-- Start of Recorded data --
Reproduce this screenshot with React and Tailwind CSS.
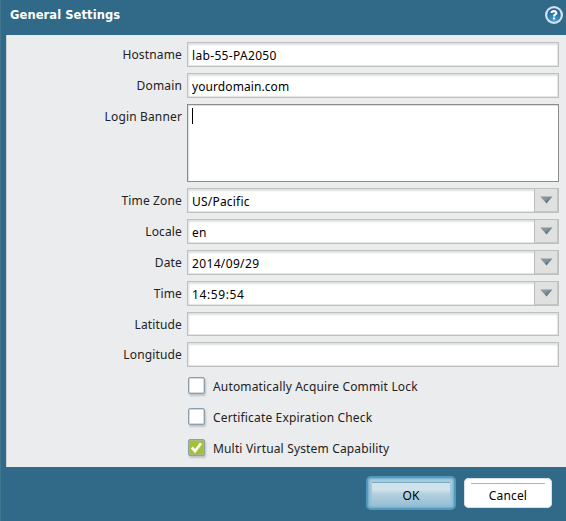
import { useState } from 'react';

const fieldBase = 'w-[372px] border border-[#bebfbf] bg-white shadow-[inset_1px_2px_2px_#e0e0e0,inset_-1px_-1px_1px_#e4e4e4]';

const Row = ({ label, height = 'h-[25px]', children }) => (
    <div className={`flex ${height}`}>
        <label className="w-[175px] mr-[5px] shrink-0 pt-px text-right leading-6 text-[#222]">{label}</label>
        <div className="flex h-full">{children}</div>
    </div>
);

const TextField = ({ value = '', tracking = '' }) => (
    <input defaultValue={value} className={`${fieldBase} h-full px-1 pt-px text-black outline-none ${tracking}`} />
);

const SelectField = ({ value, tracking = '' }) => (
    <div className={`${fieldBase} flex h-full text-black`}>
        <span className={`flex-1 pl-1 pt-px leading-6 ${tracking}`}>{value}</span>
        <button className="flex h-full w-6 items-start justify-center border-r border-b border-l border-[#c4c5c5] border-l-[#bcbdbd] bg-[#e0e0e0] pt-[7px]">
            <svg width="13" height="8" viewBox="0 0 13 8">
                <defs>
                    <linearGradient id="arrow" x1="0" y1="0" x2="1" y2="1">
                        <stop offset="0.4" stopColor="#84969f" />
                        <stop offset="0.8" stopColor="#4c6678" />
                    </linearGradient>
                </defs>
                <path d="M0.3 0.5h12.2L6.5 7.4z" fill="url(#arrow)" />
            </svg>
        </button>
    </div>
);

const CheckRow = ({ label, checked, onToggle }) => (
    <button onClick={onToggle} className="flex h-[18px] items-start tracking-[0.16px] text-[#222]">
        <span className={`flex h-[17px] w-[17px] items-center justify-center rounded-[2px] border border-[#8d9fab] shadow-[1px_2px_2px_#bfc3c5,inset_0_0_0_0.5px_#a9b6be] ${checked ? 'bg-[#a4c136]' : 'bg-white'}`}>
            {checked && (
                <svg width="13" height="13" viewBox="0 0 13 13" className="shrink-0">
                    <path d="M1.8 6.5l3.2 3.7L11 2.3" fill="none" stroke="#fff" strokeWidth="2.7" />
                </svg>
            )}
        </span>
        <span className="ml-2 pt-px leading-[18px]">{label}</span>
    </button>
);

const HelpIcon = () => (
    <svg width="18" height="18" viewBox="0 0 18 18">
        <defs>
            <radialGradient id="help" cx="0.5" cy="0.9" r="0.85">
                <stop offset="0" stopColor="#43a2d2" />
                <stop offset="1" stopColor="#205b91" />
            </radialGradient>
        </defs>
        <circle cx="9" cy="9" r="9" fill="#d3e0ed" />
        <circle cx="9" cy="9" r="6.8" fill="url(#help)" />
        <path d="M6.4 7C6.6 4.6 11.4 4.4 11.4 6.9c0 1.7-2.4 1.5-2.4 3.5M9 11.5v2" fill="none" stroke="#fff" strokeWidth="2.1" />
    </svg>
);

const App = () => {
    const [checks, setChecks] = useState([
        { label: 'Automatically Acquire Commit Lock', on: false },
        { label: 'Certificate Expiration Check', on: false },
        { label: 'Multi Virtual System Capability', on: true },
    ]);

    const toggle = (index) => setChecks(checks.map((c, i) => (i === index ? { ...c, on: !c.on } : c)));

    return (
        <div className="flex h-[521px] w-[566px] flex-col overflow-hidden border-l border-[#41768f] bg-[#306a88] font-['Noto_Sans','Liberation_Sans',sans-serif] text-[12px] tracking-[0.15px]">
            <header className="flex h-[35px] shrink-0 items-start justify-between pl-[9px] pr-[3px] pt-[6px]">
                <h1 className="font-['DejaVu_Sans',sans-serif] text-[11.5px] leading-[18px] font-bold tracking-[0.08px] text-white">General Settings</h1>
                <HelpIcon />
            </header>

            <main className="ml-[5px] h-[432px] shrink-0 border-l border-[#cfd0d1] bg-[#ebecee] pt-[7px]">
                <div className="flex flex-col gap-[6px]">
                    <Row label="Hostname"><TextField value="lab-55-PA2050" tracking="tracking-[0.33px]" /></Row>
                    <Row label="Domain"><TextField value="yourdomain.com" tracking="tracking-[0.08px]" /></Row>
                    <Row label="Login Banner" height="h-[78px]">
                        <div className="w-[372px] border border-[#8c8c8c] bg-white pl-1 pt-[3px] shadow-[inset_1px_1px_1px_#dcdcdc]">
                            <div className="h-4 w-px bg-black" />
                        </div>
                    </Row>
                    <Row label="Time Zone"><SelectField value="US/Pacific" tracking="tracking-[0.2px]" /></Row>
                    <Row label="Locale"><SelectField value="en" /></Row>
                    <Row label="Date"><SelectField value="2014/09/29" tracking="tracking-[0.35px]" /></Row>
                    <Row label="Time"><SelectField value="14:59:54" tracking="tracking-[0.6px]" /></Row>
                    <Row label="Latitude" height="h-6"><TextField /></Row>
                    <Row label="Longitude"><TextField /></Row>
                </div>
                <div className="ml-[181px] mt-[10px] flex flex-col gap-[13px]">
                    {checks.map((c, i) => (
                        <CheckRow key={c.label} label={c.label} checked={c.on} onToggle={() => toggle(i)} />
                    ))}
                </div>
            </main>

            <footer className="flex justify-end gap-2 pr-[14px] pt-[9px]">
                <button className="h-[34px] w-[90px] rounded-[5px] border-2 border-[#529abd] bg-linear-to-b from-[#a9cfe0] to-[#94bfd4] px-1 pt-1 pb-[3px] text-black shadow-[inset_0_0_2px_1px_#72aac6]">
                    <span className="block h-full border-t border-[#7ba9bf] bg-linear-to-b from-[#d0e3ec] from-30% via-[#b4d0de] via-50% to-[#98c0d4] pt-[3px] leading-[20px]">OK</span>
                </button>
                <button className="mt-[2px] h-[30px] w-[88px] rounded-[5px] bg-white px-[7px] pt-[5px] text-black shadow-[inset_0_0_1px_1px_#d5dfe8]">
                    <span className="block h-[25px] border-t border-[#a4b7c5] pt-px leading-[22px]">Cancel</span>
                </button>
            </footer>
        </div>
    );
};

export default App;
-- End of Recorded data --
▶ [Directions for this task]:
Ignore the images and quote every line of the listing exactly.

▶ [Problem solution]:
Reproduce this screenshot with React and Tailwind CSS.
import { useState } from 'react';

const fieldBase = 'w-[372px] border border-[#bebfbf] bg-white shadow-[inset_1px_2px_2px_#e0e0e0,inset_-1px_-1px_1px_#e4e4e4]';

const Row = ({ label, height = 'h-[25px]', children }) => (
    <div className={`flex ${height}`}>
        <label className="w-[175px] mr-[5px] shrink-0 pt-px text-right leading-6 text-[#222]">{label}</label>
        <div className="flex h-full">{children}</div>
    </div>
);

const TextField = ({ value = '', tracking = '' }) => (
    <input defaultValue={value} className={`${fieldBase} h-full px-1 pt-px text-black outline-none ${tracking}`} />
);

const SelectField = ({ value, tracking = '' }) => (
    <div className={`${fieldBase} flex h-full text-black`}>
        <span className={`flex-1 pl-1 pt-px leading-6 ${tracking}`}>{value}</span>
        <button className="flex h-full w-6 items-start justify-center border-r border-b border-l border-[#c4c5c5] border-l-[#bcbdbd] bg-[#e0e0e0] pt-[7px]">
            <svg width="13" height="8" viewBox="0 0 13 8">
                <defs>
                    <linearGradient id="arrow" x1="0" y1="0" x2="1" y2="1">
                        <stop offset="0.4" stopColor="#84969f" />
                        <stop offset="0.8" stopColor="#4c6678" />
                    </linearGradient>
                </defs>
                <path d="M0.3 0.5h12.2L6.5 7.4z" fill="url(#arrow)" />
            </svg>
        </button>
    </div>
);

const CheckRow = ({ label, checked, onToggle }) => (
    <button onClick={onToggle} className="flex h-[18px] items-start tracking-[0.16px] text-[#222]">
        <span className={`flex h-[17px] w-[17px] items-center justify-center rounded-[2px] border border-[#8d9fab] shadow-[1px_2px_2px_#bfc3c5,inset_0_0_0_0.5px_#a9b6be] ${checked ? 'bg-[#a4c136]' : 'bg-white'}`}>
            {checked && (
                <svg width="13" height="13" viewBox="0 0 13 13" className="shrink-0">
                    <path d="M1.8 6.5l3.2 3.7L11 2.3" fill="none" stroke="#fff" strokeWidth="2.7" />
                </svg>
            )}
        </span>
        <span className="ml-2 pt-px leading-[18px]">{label}</span>
    </button>
);

const HelpIcon = () => (
    <svg width="18" height="18" viewBox="0 0 18 18">
        <defs>
            <radialGradient id="help" cx="0.5" cy="0.9" r="0.85">
                <stop offset="0" stopColor="#43a2d2" />
                <stop offset="1" stopColor="#205b91" />
            </radialGradient>
        </defs>
        <circle cx="9" cy="9" r="9" fill="#d3e0ed" />
        <circle cx="9" cy="9" r="6.8" fill="url(#help)" />
        <path d="M6.4 7C6.6 4.6 11.4 4.4 11.4 6.9c0 1.7-2.4 1.5-2.4 3.5M9 11.5v2" fill="none" stroke="#fff" strokeWidth="2.1" />
    </svg>
);

const App = () => {
    const [checks, setChecks] = useState([
        { label: 'Automatically Acquire Commit Lock', on: false },
        { label: 'Certificate Expiration Check', on: false },
        { label: 'Multi Virtual System Capability', on: true },
    ]);

    const toggle = (index) => setChecks(checks.map((c, i) => (i === index ? { ...c, on: !c.on } : c)));

    return (
        <div className="flex h-[521px] w-[566px] flex-col overflow-hidden border-l border-[#41768f] bg-[#306a88] font-['Noto_Sans','Liberation_Sans',sans-serif] text-[12px] tracking-[0.15px]">
            <header className="flex h-[35px] shrink-0 items-start justify-between pl-[9px] pr-[3px] pt-[6px]">
                <h1 className="font-['DejaVu_Sans',sans-serif] text-[11.5px] leading-[18px] font-bold tracking-[0.08px] text-white">General Settings</h1>
                <HelpIcon />
            </header>

            <main className="ml-[5px] h-[432px] shrink-0 border-l border-[#cfd0d1] bg-[#ebecee] pt-[7px]">
                <div className="flex flex-col gap-[6px]">
                    <Row label="Hostname"><TextField value="lab-55-PA2050" tracking="tracking-[0.33px]" /></Row>
                    <Row label="Domain"><TextField value="yourdomain.com" tracking="tracking-[0.08px]" /></Row>
                    <Row label="Login Banner" height="h-[78px]">
                        <div className="w-[372px] border border-[#8c8c8c] bg-white pl-1 pt-[3px] shadow-[inset_1px_1px_1px_#dcdcdc]">
                            <div className="h-4 w-px bg-black" />
                        </div>
                    </Row>
                    <Row label="Time Zone"><SelectField value="US/Pacific" tracking="tracking-[0.2px]" /></Row>
                    <Row label="Locale"><SelectField value="en" /></Row>
                    <Row label="Date"><SelectField value="2014/09/29" tracking="tracking-[0.35px]" /></Row>
                    <Row label="Time"><SelectField value="14:59:54" tracking="tracking-[0.6px]" /></Row>
                    <Row label="Latitude" height="h-6"><TextField /></Row>
                    <Row label="Longitude"><TextField /></Row>
                </div>
                <div className="ml-[181px] mt-[10px] flex flex-col gap-[13px]">
                    {checks.map((c, i) => (
                        <CheckRow key={c.label} label={c.label} checked={c.on} onToggle={() => toggle(i)} />
                    ))}
                </div>
            </main>

            <footer className="flex justify-end gap-2 pr-[14px] pt-[9px]">
                <button className="h-[34px] w-[90px] rounded-[5px] border-2 border-[#529abd] bg-linear-to-b from-[#a9cfe0] to-[#94bfd4] px-1 pt-1 pb-[3px] text-black shadow-[inset_0_0_2px_1px_#72aac6]">
                    <span className="block h-full border-t border-[#7ba9bf] bg-linear-to-b from-[#d0e3ec] from-30% via-[#b4d0de] via-50% to-[#98c0d4] pt-[3px] leading-[20px]">OK</span>
                </button>
                <button className="mt-[2px] h-[30px] w-[88px] rounded-[5px] bg-white px-[7px] pt-[5px] text-black shadow-[inset_0_0_1px_1px_#d5dfe8]">
                    <span className="block h-[25px] border-t border-[#a4b7c5] pt-px leading-[22px]">Cancel</span>
                </button>
            </footer>
        </div>
    );
};

export default App;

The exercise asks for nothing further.